Fig. 123.

Fig. 123. Gas bag and pressure boards.

The oxy-hydrogen jet is further varied in construction by receiving the gases from separate reservoirs, and allowing them to mix in the upper part of the jet, which is provided with a safety tube filled with circular pieces of wire gauze. (Fig. 124.) With this arrangement a most intense light is produced, called the Drummond or lime light, and coal gas is now usually substituted for hydrogen.

Fig. 124.

a a. Board to which b b is fixed. o. Oxygen pipe. h. Hydrogen pipe. c c. Space filled with wire gauze. d. Lime cylinder.

Seventeenth Experiment.

There are many circumstances that will cause the union of oxygen and hydrogen, which, if confined by themselves in a glass vessel, may be preserved for any length of time without change; but if some powdered glass, or any other finely-divided substance with sharp points, is introduced into the mixed gases at a temperature not exceeding 660° Fahrenheit, then the gases silently unite and form water.

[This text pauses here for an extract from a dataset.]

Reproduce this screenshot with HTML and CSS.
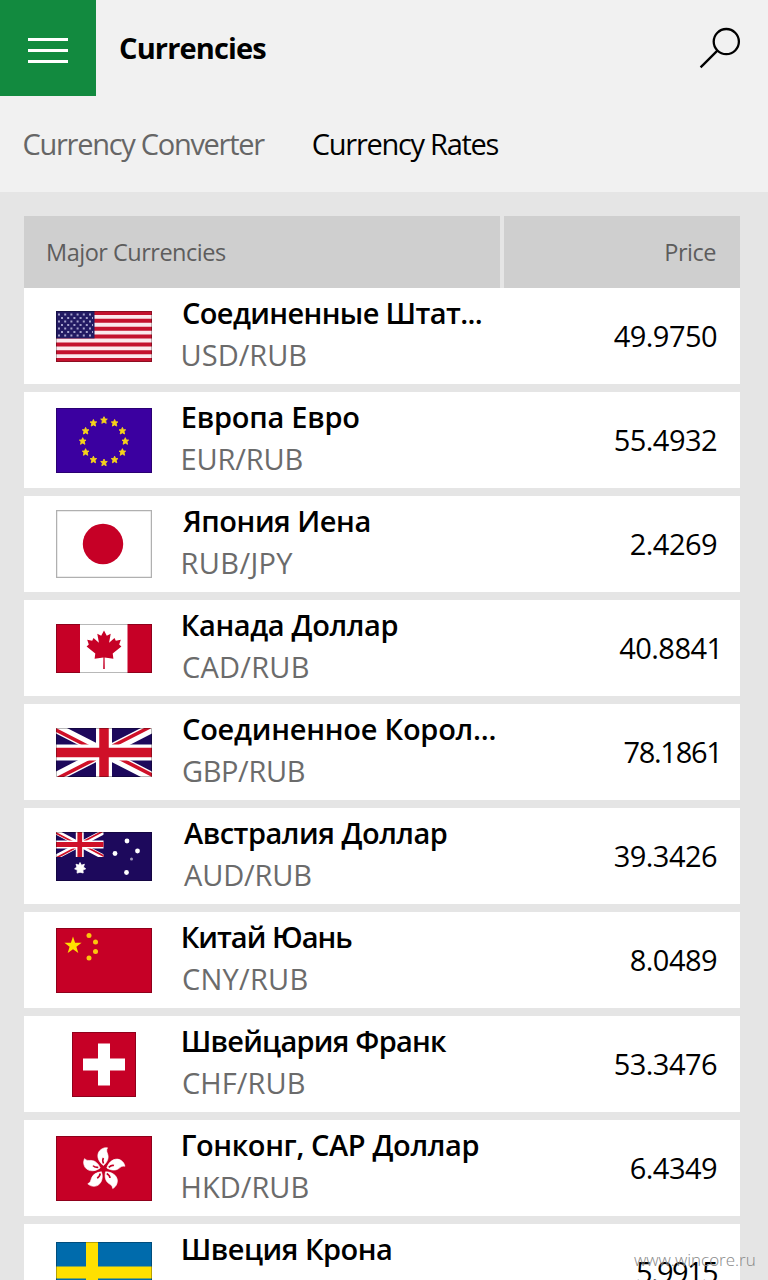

This curious mode of effecting their combination is shown in a still more interesting manner by perfectly clear platinum foil, which if introduced into the mixed gases gradually begins to glow, and becoming red-hot causes the gases to explode. Or still better, by the method first devised by Dobereiner, in 1824, by which finely prepared spongy platinum—i.e., platinum in a porous state, and exposing a large metallic surface—is almost instantaneously heated red-hot by contact with the mixed gases. When this fact became known, it was further applied to the construction of an instantaneous light, in which hydrogen was made to play upon a little ball of spongy platinum, and immediately kindled. These Dobereiner lamps were possessed by a few of the curious, and would no doubt be extensively used if the discovery of phosphorus had not supplied a cheaper and more convenient fire-giving agent. When the spongy platinum is mixed with some fine pipeclay, and made into little pills, they may (after being slightly warmed) be introduced into a mixture of the two gases, and will silently effect their union. The theory of the combination is somewhat obscure, and perhaps the simplest one is that which supposes the platinum sponge to act as a conductor of electric influences between the two sets of gaseous particles; although, again, it is difficult to reconcile this theory with the fact that powdered glass at 660°, a bad conductor of electricity, should effect the same object. The result appears to be due to some effects of surface by which the gases seem to be condensed and brought into a condition that enables them to abandon their gaseous state and assume that of water.